If the path is not absolute…
…what should you do?
- Reject it?
- Create a relative URI reference? ('the/path')
- Create an RFC 3986-compliant, but RFC 1738-offending, URI like 'file:the/path'?
- Attempt to make the path absolute by interpreting it to be relative to the local host's 'current working directory', if such a concept exists in the local OS? What if the path is for some other file system?
- And do you make it absolute according to the file system's conventions first, or do you do an RFC 3986 conformant resolution of a relative URI reference ('the/path') against the base URI that is derived from the current working directory?
Does the path contain same- or parent- (. or .., for example) references?
Do you attempt to collapse dot segments (or equivalent) in the path or in the resulting URI? Does it depend on whether the path or URI is absolute? A reason to collapse dot segments in an absolute URI is so that the URI can be suitable for use as a base URI for RFC 3986 conformant resolution.
Is the mapping between segments in the filesystem path and segments in the path component of the URI well-defined?

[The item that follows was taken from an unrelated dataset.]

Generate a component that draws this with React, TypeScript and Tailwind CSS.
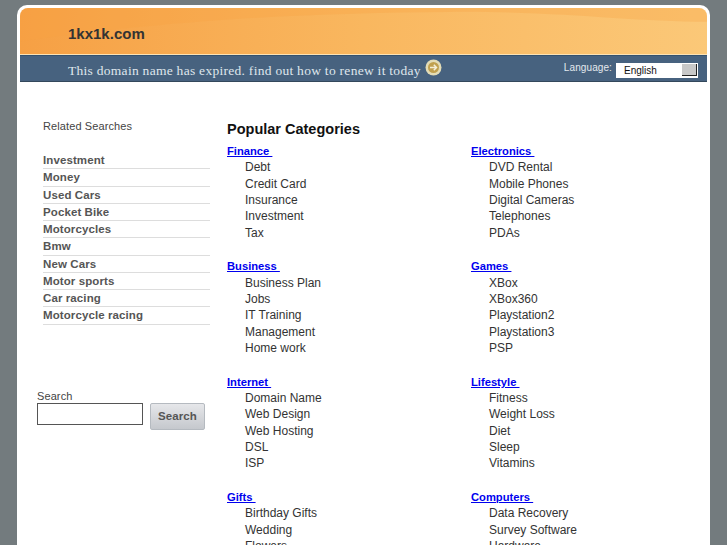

On Unix file systems, it should be sufficient to percent-encode all non-unreserved characters. Note that '/' may appear *within* a segment, though (you can put a slash in a filename), so be sure to apply percent-encoding to each segment individually.
On Windows, complications abound. (I think I cover these below)
If the path purports to be for a particular OS, but does not match that OS's syntax for a path, e.g. 'C:/autoexec.bat' on Windows…
- Reject the path?
- Be as lenient as possible, e.g. replace '/' with '\' for Windows?
- What about '9:\autoexec.bat' on Windows (bad drivespec)? acceptable?
If the path is provided as a sequence of Unicode characters…
- Form the URI by leaving unreserved characters as-is, and percent-encoding the rest, using UTF-8 as the basis? (RFC 3986 default)
- Use some other encoding more appropriate to the path's OS?
If the path is provided as a sequence of bytes
(not Unicode characters, with no additional info about encoding)…
- Reject it because it can't be decoded to Unicode?
- Assume a default encoding? based on...? How confident can you be about, say, a file system default encoding? (probably not very, on Unix)
- Attempt no decode; just form the URI by converting to unreserved characters only those bytes that, when decoded as ASCII, correspond to unreserved characters, and percent-encoding the rest of the bytes individually?
For a Windows path, is it in the form of a local path or a UNC path?
("local" may not be the right term)
- local, absolute, with drivespec: C:\autoexec.bat
- local, absolute, no drivespec: \autoexec.bat
- local, relative: the\path
- UNC: \\host\share\autoexec.bat
- Do you map the UNC host name to the authority component? Don't forget to percent-encode.
- Do you leave the UNC share name as the first segment of the path component, or..? And don't forget to percent-encode.
Exceptional UNC paths
Networked instances of Windows do weird things like refer to network printers like this: '\\http://192.168.0.1/printername', and refer to shared drives like this: '\\server\d$\autoexec.bat'.
"$" at the end of a share name is a naming convention that causes it to be hidden from network browsers and 'net view'.  The format of a UNC path is \\server\share\path\filename.
- Does this present any problems?
Windows case normalization
For a Windows path, do you do any case normalization, e.g. in the drivespec? ('c:' -> 'C:')
Windows and colon characters
Windows uses ":" in the drivespec (and nowhere else, currently). ":" is a reserved character in a URI, but does not need to be percent-encoded in a path segment. Therefore, 'file:///C:/autoexec.bat' is acceptable as a URI, and is equivalent to 'file:///C%3A/autoexec.bat.
There is a convention of using "|", e.g. 'file:///C|/autoexec.bat', I believe because of the ambiguities that arise when you have situations like 'C:/foo' as a relative URL being resolved against, say, 'file:/autoexec.bat' or 'file:C:/autoexec.bat' and so on - things that appear in the wild and may(?) have been canon at one time, but don't play nicely with any relative resolution algorithms.
I haven't much sympathy for "|" and feel it should be deprecated as much as possible. Resolvers should continue to accept it and treat it as synonymous with a drivespec ":". On that note, though, should they treat all "|" as ":", or just those that appear to be a drivespec?
If ":" or "|" ever become legal characters in Windows paths… then what.
Empty path segments
Empty segments in the path: collapse them? Depends on OS?
This gets tricky round-tripping on Windows with UNC paths.